At the same time, individual systems get a lot less care
and adminstrator attention than they used to; phrases like
"cattle not pets" exemplify this. Given the modern cloud
architectures used for most deployments, most systems never
have any human adminstrator interaction after initial
provisioning; in fact given the scale requirements, this
is often an explicit design goal - "no ssh'ing in!".
These two observations are not unrelated; in an earlier
era of fewer, larger systems, tuning by administrators was
more feasible.
These trends - system complexity combined with minimal
admin interaction suggest a rethink in terms of tunable
management.
A lot of lore accumulates around these tunables, and to help
clarify why we developed bpftune, we will use a straw-man
version of the approach taken with tunables:
"find the set of magic numbers that will work for the
system forever"
This is obviously a caricature of how administrators
approach the problem, but it does highlight a critical
implicit assumption - that systems are static.
And that gets to the "BPF" in bpftune; BPF provides means
to carry out low-overhead observability of systems. So
not only can we observe the system and tune appropriately,
we can also observe the effect of that tuning and re-tune
if necessary.
## Key design principles
- Minimize overhead. Use observability features sparingly; do not
trace very high frequency events.
- Be explicit about policy changes providing both a "what" - what
change was made - and a "why" - how does it help? syslog logging
makes policy actions explicit with explanations
- Get out of the way of the administrator. We can use BPF
observability to see if the admin sets tunable values that we
are auto-tuning; if they do, we need to get out of the way and
disable auto-tuning of the related feature set.
- Don't replace tunables with more tunables! bpftune is designed to
be zero configuration; there are no options, and we try to avoid
magic numbers where possible.
- Use push-pull approaches. For example, with tcp buffer sizing,
we often want to get out of the way of applications and bump
up tcp sndbuf and rcvbuf, but at a certain point we run the
risk of exhausting TCP memory. We can however monitor if we
are approaching TCP memory pressure and if so we can tune down
values that we've tuned up. In this way, we can let the system
find a balance between providing resources and exhausting them.

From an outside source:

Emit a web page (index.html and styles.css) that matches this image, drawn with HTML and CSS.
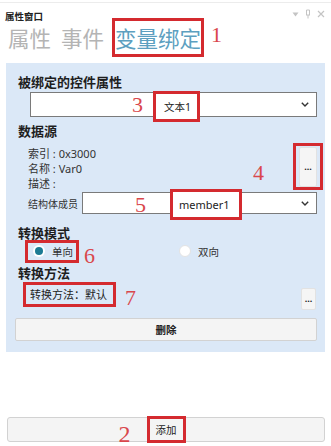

In some cases, we won't need to tune up values; they may be fine
as they are. But in other cases these limits block optimal performance,
and if they are raised safely - with awareness of global memory
limits - we can get out the way of improved performance. Another
concern is that increasing buffer size leads to latency - to
handle that, we correlate buffer size changes and TCP smoothed
round-trip time; if the correlation between these exceeds a
threshold (0.7) we stop increasing buffer size.
## Concepts
The key components are
- tuners: each tuner manages tunables and handles events sent
from BPF programs to userspace via the shared ring buffer.
Each tuner has an associated set of tunables that it manages.
- optional strategies: a tuner can specify multiple strategies;
after running for a while a strategy times out and we assess
if a better strategy is available. Each strategy specifies a
- name
- description
- timeout
- evaluation function
- set of BPF program names in tuner associated with strategy
Strategies are optional and should be set in the tuner init()
method via bpftune_strategies_add(). See test/strategy
for a coded example. When a strategy times out, the various
evaluation functions are called and the highest-value evaluation
dictates the next stratgey.
Strategies provide a way of providing multiple schemes for
auto-tuning the same set of tunables, where the choice is
guided by an evaluation of the effectiveness of the strategies.
- events specify a
- tuner id: which tuner the event is destined for
- a scenario: what happened
- an associated netns (if supported)
- information about the event (IP address etc)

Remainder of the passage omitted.